Anyway I have games to prepare for so more later. An abrupt end I know, but I'll work on it.
Peace and long life.
*Ka-thoo-loo. Say it with me, Ka-thoo-loo. If you're one of those folks that insist that its pronounced Ka-too-loo I guess you can just stop reading now and save yourself the effort of screaming at the computer or of writing me an email I will most likely delete without even bothering to read whatever trite point you wanted to raise. I know - I'm an ass.

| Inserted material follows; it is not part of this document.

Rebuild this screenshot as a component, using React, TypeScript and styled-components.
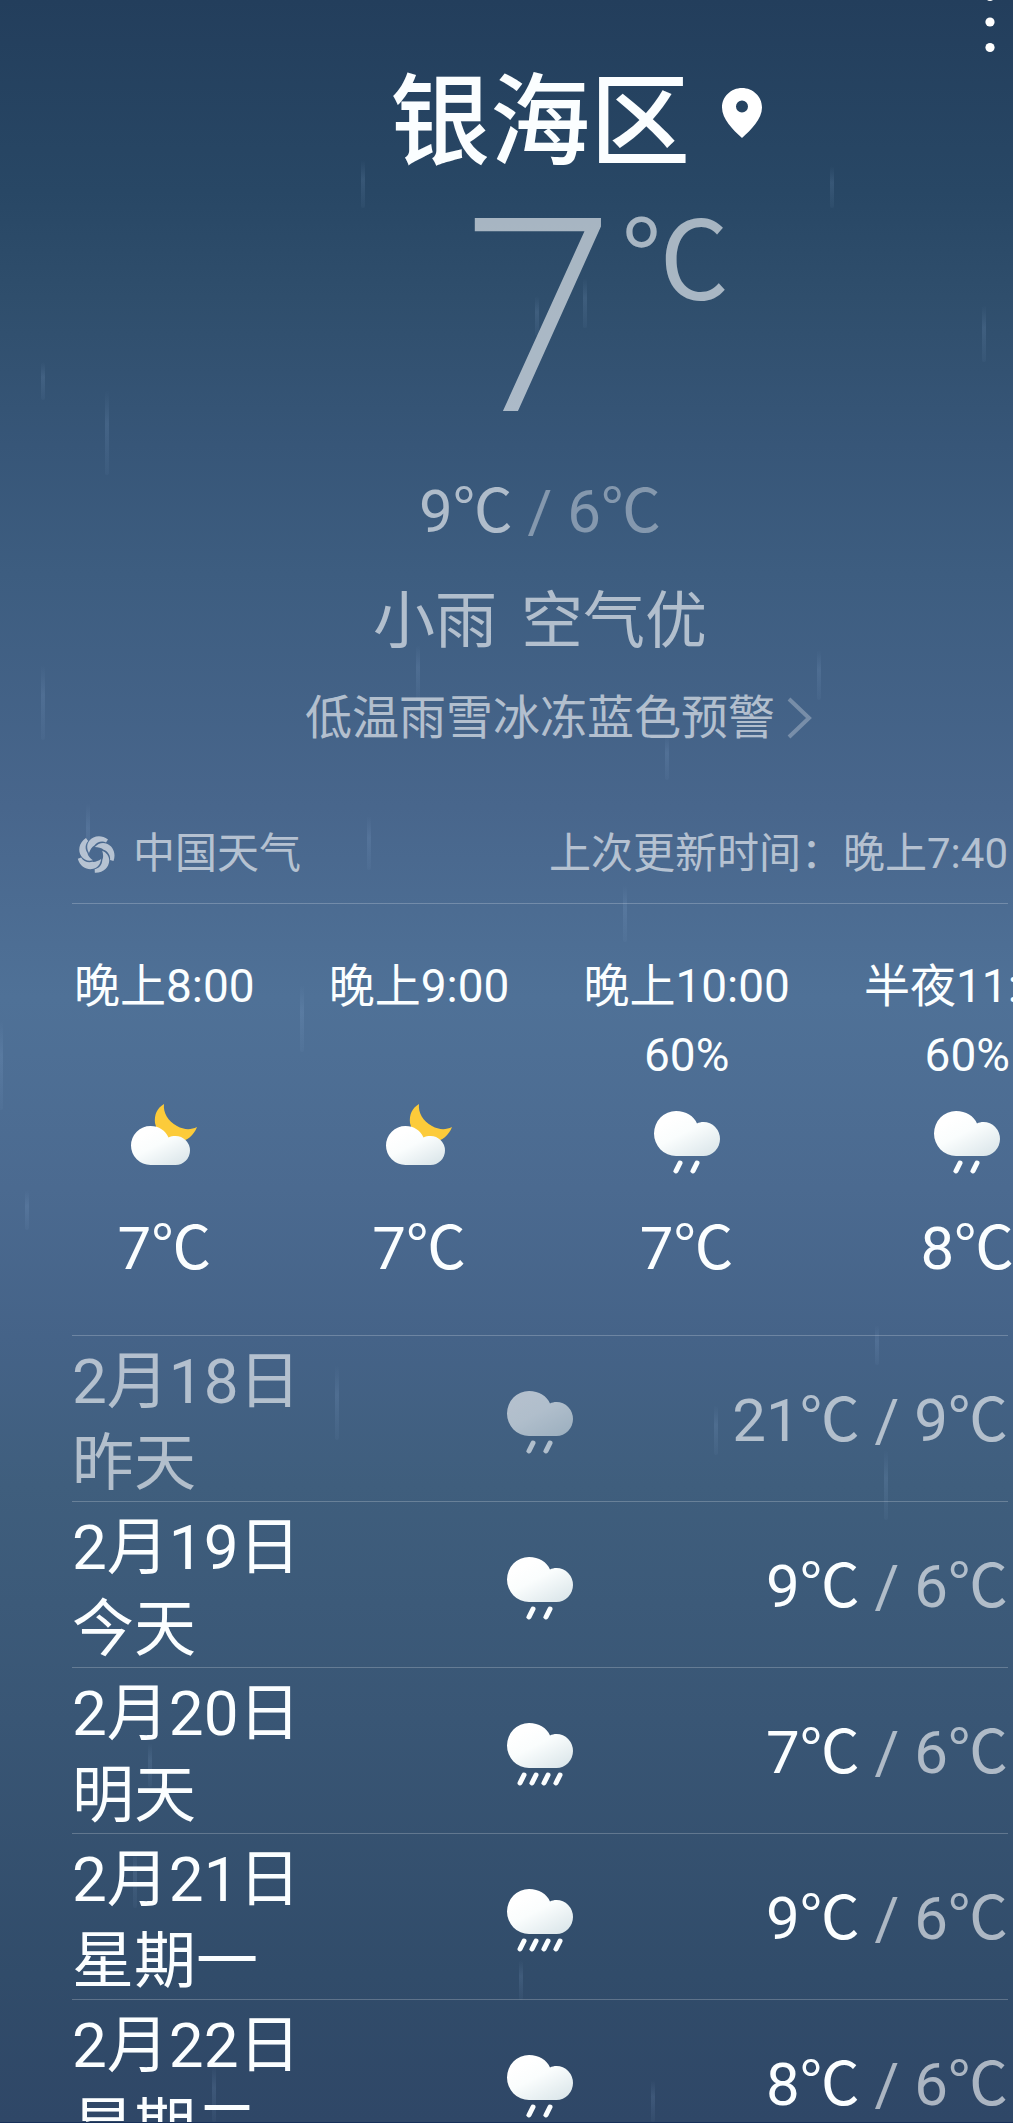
import React, { useId } from "react";
import styled, { createGlobalStyle, css } from "styled-components";

type Sky = "night" | "drizzle" | "rain";

interface Hour {
  time: string;
  chance?: string;
  sky: Sky;
  temp: string;
}

interface Day {
  date: string;
  name: string;
  sky: Sky;
  high: string;
  low: string;
  past?: boolean;
}

const hours: Hour[] = [
  { time: "晚上8:00", sky: "night", temp: "7℃" },
  { time: "晚上9:00", sky: "night", temp: "7℃" },
  { time: "晚上10:00", chance: "60%", sky: "drizzle", temp: "7℃" },
  { time: "半夜11:00", chance: "60%", sky: "drizzle", temp: "8℃" },
];

const days: Day[] = [
  { date: "2月18日", name: "昨天", sky: "drizzle", high: "21℃", low: "9℃", past: true },
  { date: "2月19日", name: "今天", sky: "drizzle", high: "9℃", low: "6℃" },
  { date: "2月20日", name: "明天", sky: "rain", high: "7℃", low: "6℃" },
  { date: "2月21日", name: "星期一", sky: "rain", high: "9℃", low: "6℃" },
  { date: "2月22日", name: "星期二", sky: "drizzle", high: "8℃", low: "6℃" },
];

/* x, top and bottom of every falling streak */
const streaks: [number, number, number][] = [
  [363, 160, 208], [832, 166, 208], [537, 296, 336], [585, 278, 328],
  [984, 305, 362], [43, 362, 400], [107, 390, 475], [43, 665, 740],
  [418, 645, 700], [819, 650, 700], [667, 735, 780], [88, 803, 865],
  [369, 816, 870], [625, 885, 942], [302, 985, 1052], [1, 1020, 1110],
  [27, 1190, 1230], [877, 1325, 1365], [337, 1365, 1440], [716, 1405, 1455],
  [886, 1450, 1520], [150, 1743, 1787], [135, 1850, 1908], [521, 1960, 2000],
  [214, 2065, 2122], [653, 2080, 2122],
];

const GlobalStyle = createGlobalStyle`
  *, *::before, *::after { box-sizing: border-box; }
  body { margin: 0; background: #304866; }
  h1, p, ul { margin: 0; padding: 0; }
  ul { list-style: none; }
  button { border: 0; padding: 0; background: none; color: inherit; font: inherit; cursor: pointer; }
  svg { display: block; }
`;

const bright = "#fbfeff";
const dim = "rgba(255, 255, 255, 0.6)";
const faint = "rgba(255, 255, 255, 0.38)";
const rule = "1px solid rgba(255, 255, 255, 0.22)";

const Screen = styled.main`
  position: relative;
  height: 100vh;
  display: flex;
  flex-direction: column;
  overflow: hidden;
  border-bottom: 1px solid #19315a;
  color: ${bright};
  font-family: Roboto, "Noto Sans CJK SC", sans-serif;
  background: linear-gradient(
    180deg,
    #233e5c 0%,
    #284765 9%,
    #2f4e6c 14%,
    #375678 21%,
    #3d5d80 27%,
    #48668c 38%,
    #4f7197 47%,
    #4b6a90 56%,
    #456388 63%,
    #3f5e7d 70%,
    #395675 81%,
    #314c6a 93%,
    #2f4767 100%
  );
`;

const Rain = styled.svg`
  position: absolute;
  inset: 0;
  width: 100%;
  height: 100%;
  pointer-events: none;
`;

const TopBar = styled.header`
  flex: none;
  display: flex;
  justify-content: flex-end;
  align-items: flex-start;
  height: 68px;
  padding-right: 18px;
`;

const Body = styled.div`
  position: relative;
  flex: 1;
  min-height: 0;
  display: flex;
  flex-direction: column;
  padding-left: 72px;
`;

const centred = css`
  display: grid;
  grid-template-columns: 1fr auto 1fr;
  width: 100%;
  padding-right: 5px;
`;

const Middle = styled.span`
  grid-column: 2;
`;

const Place = styled.h1`
  ${centred}
  align-items: center;
  column-gap: 32px;
  font-size: 100px;
  font-weight: 500;
  line-height: 110px;
`;

const PinSlot = styled.span`
  padding-bottom: 20px;
`;

const Now = styled.p`
  ${centred}
  align-items: start;
  column-gap: 8px;
  margin-top: 40px;
  opacity: 0.6;
`;

const NowValue = styled(Middle)`
  font-size: 266px;
  font-weight: 200;
  line-height: 200px;
  -webkit-text-stroke: 4px ${bright};
`;

const NowUnit = styled.span`
  font-size: 108px;
  font-weight: 400;
  line-height: 88px;
`;

const Range = styled.p`
  margin-top: 64px;
  padding-right: 5px;
  text-align: center;
  font-size: 60px;
  line-height: 60px;
  color: ${faint};
`;

const High = styled.span<{ $tone: string }>`
  color: ${(p) => p.$tone};
`;

const Summary = styled.p`
  display: flex;
  justify-content: center;
  gap: 24px;
  margin-top: 49px;
  padding-right: 5px;
  font-size: 62px;
  line-height: 62px;
  color: ${dim};
`;

const Warning = styled.button`
  ${centred}
  flex: none;
  align-items: center;
  column-gap: 12px;
  margin-top: 41px;
  color: ${dim};
  && {
    font-size: 47px;
    line-height: 48px;
  }
`;

const Source = styled.div`
  display: flex;
  align-items: center;
  justify-content: space-between;
  margin: 91px 5px 0 0;
  padding-bottom: 28px;
  border-bottom: ${rule};
  font-size: 42px;
  line-height: 42px;
  color: ${dim};
`;

const Brand = styled.a`
  display: flex;
  align-items: center;
  gap: 18px;
  padding-left: 5px;
  color: inherit;
  text-decoration: none;
`;

const Hours = styled.ul`
  flex: none;
  display: flex;
  gap: 74px;
  padding: 58px 0 56px 2px;
  overflow-x: auto;
  scrollbar-width: none;
`;

const HourItem = styled.li`
  flex: none;
  display: flex;
  flex-direction: column;
  align-items: center;
  font-size: 46px;
  line-height: 48px;
`;

const Chance = styled.span`
  height: 48px;
  margin: 21px 0 25px;
`;

const HourTemp = styled.span`
  margin-top: 45px;
  font-size: 60px;
  line-height: 60px;
`;

const Days = styled.ul`
  flex: 1;
  min-height: 0;
  margin-right: 5px;
  overflow-y: auto;
  scrollbar-width: none;
`;

const DayItem = styled.li<{ $past?: boolean }>`
  display: grid;
  grid-template-columns: 1fr auto 1fr;
  align-items: center;
  border-top: ${rule};
  color: ${(p) => (p.$past ? dim : "inherit")};
`;

const DayName = styled.p`
  padding-top: 5px;
  margin-bottom: -4px;
  font-size: 62px;
  line-height: 82px;
`;

const DayRange = styled.p`
  padding-top: 5px;
  text-align: right;
  font-size: 60px;
  line-height: 60px;
  color: ${dim};
`;

const Glyph = styled.svg<{ $dim?: boolean }>`
  width: 66px;
  height: 70px;
  opacity: ${(p) => (p.$dim ? 0.6 : 1)};
`;

function SkyIcon({ sky, dim: faded }: { sky: Sky; dim?: boolean }) {
  const id = useId();
  const fill = `url(#${id})`;
  const drops = sky === "rain" ? [17, 29, 41, 53] : [26, 43];
  return (
    <Glyph viewBox="0 0 66 70" $dim={faded} aria-hidden="true">
      <defs>
        <linearGradient id={id} x1="0.25" y1="0.2" x2="0.85" y2="1">
          <stop offset="0" stopColor="#ffffff" />
          <stop offset="0.35" stopColor="#fafdfd" />
          <stop offset="1" stopColor="#dbe6ea" />
        </linearGradient>
      </defs>
      {sky === "night" ? (
        <>
          <path
            d="M33 0C26 4 23 11 24 19C26 30 37 39 48 38C56 37 63 31 66 23C60 26 53 26 46 22C37 17 32 9 33 0Z"
            fill="#fccb3a"
          />
          <path
            d="M19.500 22C28 22 34.500 26.500 37.500 33.500C39.500 32.400 42 32 44.500 32A14.500 14.500 0 0 1 44.500 61H19.500A19.500 19.500 0 0 1 19.500 22Z"
            fill={fill}
          />
        </>
      ) : (
        <>
          <path
            d="M22 7C32 7 40 12 43 19.500C45 18.500 47 18 49.500 18A16.500 17 0 0 1 49.500 52H22A22 22.500 0 0 1 22 7Z"
            fill={fill}
          />
          {drops.map((x) => (
            <path
              key={x}
              d={`M${x} 59L${x - 4} 67`}
              stroke={bright}
              strokeWidth="5"
              strokeLinecap="round"
            />
          ))}
        </>
      )}
    </Glyph>
  );
}

function Streaks() {
  return (
    <Rain aria-hidden="true">
      <defs>
        <linearGradient id="streak" x1="0" y1="0" x2="0" y2="1">
          <stop offset="0" stopColor="#9fc0e8" stopOpacity="0" />
          <stop offset="0.4" stopColor="#9fc0e8" stopOpacity="0.13" />
          <stop offset="1" stopColor="#9fc0e8" stopOpacity="0.04" />
        </linearGradient>
      </defs>
      {streaks.map(([x, top, bottom]) => (
        <rect
          key={`${x}-${top}`}
          x={x - 2}
          y={top}
          width="4"
          height={bottom - top}
          rx="2"
          fill="url(#streak)"
        />
      ))}
    </Rain>
  );
}

export default function App() {
  return (
    <>
      <GlobalStyle />
      <Screen lang="zh-CN">
        <Streaks />
        <TopBar>
          <button type="button" aria-label="更多">
            <svg width="10" height="54" viewBox="0 0 10 54" fill="#fff">
              <circle cx="5" cy="-3.500" r="4.600" />
              <circle cx="5" cy="22" r="4.600" />
              <circle cx="5" cy="47.500" r="4.600" />
            </svg>
          </button>
        </TopBar>
        <Body>
          <Place>
            <Middle>银海区</Middle>
            <PinSlot>
              <svg width="40" height="50" viewBox="0 0 40 50" aria-hidden="true">
                <path
                  fill="#fff"
                  fillRule="evenodd"
                  d="M20 0C31 0 40 8.500 40 19.500C40 31 29 42 20 50C11 42 0 31 0 19.500C0 8.500 9 0 20 0ZM20 12.500A6 6 0 1 0 20 24.500A6 6 0 1 0 20 12.500Z"
                />
              </svg>
            </PinSlot>
          </Place>
          <Now>
            <NowValue>7</NowValue>
            <NowUnit>℃</NowUnit>
          </Now>
          <Range>
            <High $tone={dim}>9℃</High> / 6℃
          </Range>
          <Summary>
            <span>小雨</span>
            <span>空气优</span>
          </Summary>
          <Warning type="button">
            <Middle>低温雨雪冰冻蓝色预警</Middle>
            <svg width="26" height="42" viewBox="0 0 26 42" fill="none" aria-hidden="true">
              <path d="M2 2L22 21L2 40" stroke="#fff" strokeOpacity="0.28" strokeWidth="4" />
            </svg>
          </Warning>
          <Source>
            <Brand href="#source">
              <svg width="38" height="38" viewBox="-19 -19 38 38" fill="currentColor" aria-hidden="true">
                {[0, 72, 144, 216, 288].map((turn) => (
                  <path
                    key={turn}
                    transform={`rotate(${turn})`}
                    d="M-7 -1C-9.500 -5 -9.500 -10 -6.500 -13.500C-3 -18 5 -20 12 -14.500L10 -11.500C6 -13.500 1 -12 -1.600 -8.500C-4 -7.500 -6 -4 -7 -1Z"
                  />
                ))}
              </svg>
              中国天气
            </Brand>
            <span>上次更新时间：晚上7:40</span>
          </Source>
          <Hours>
            {hours.map((hour) => (
              <HourItem key={hour.time}>
                <span>{hour.time}</span>
                <Chance>{hour.chance}</Chance>
                <SkyIcon sky={hour.sky} />
                <HourTemp>{hour.temp}</HourTemp>
              </HourItem>
            ))}
          </Hours>
          <Days>
            {days.map((day) => (
              <DayItem key={day.date} $past={day.past}>
                <DayName>
                  {day.date}
                  <br />
                  {day.name}
                </DayName>
                <SkyIcon sky={day.sky} dim={day.past} />
                <DayRange>
                  <High $tone={day.past ? dim : bright}>{day.high}</High> / {day.low}
                </DayRange>
              </DayItem>
            ))}
          </Days>
        </Body>
      </Screen>
    </>
  );
}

**H.P. Lovecraft is considered the author/creator of modern Horror in literature. Read the wiki entry. Now go out a buy a collection of his stories. They are not terribly long and not terribly frightening. You have to remember, he wrote in the early 1900s and what was considered horror then would probably not even get a TV14 rating on a network now-a-days. But how he writes is fantastic to read. Again, go out and buy his works. Run, do not walk, to you local book seller!
***Game Master or Dungeon Master...although I've seen a trend in the gaming industry in the last decade or so of moving away from Dungeon Master due to negative connotation. You do the math. Anyway, GM is the person in charge of leading the party/group around by the nose with clues and hints while they desperately try to figure out wtf is going on before they die or the world goes up in flames.
****3.X is commonly used to refer to Dungeons and Dragons (or a similar setting using the same rules set via the Open Gaming License) version 3.0 up to the latest version of the 3rd Edition rules set. It saves time just writing it out this way.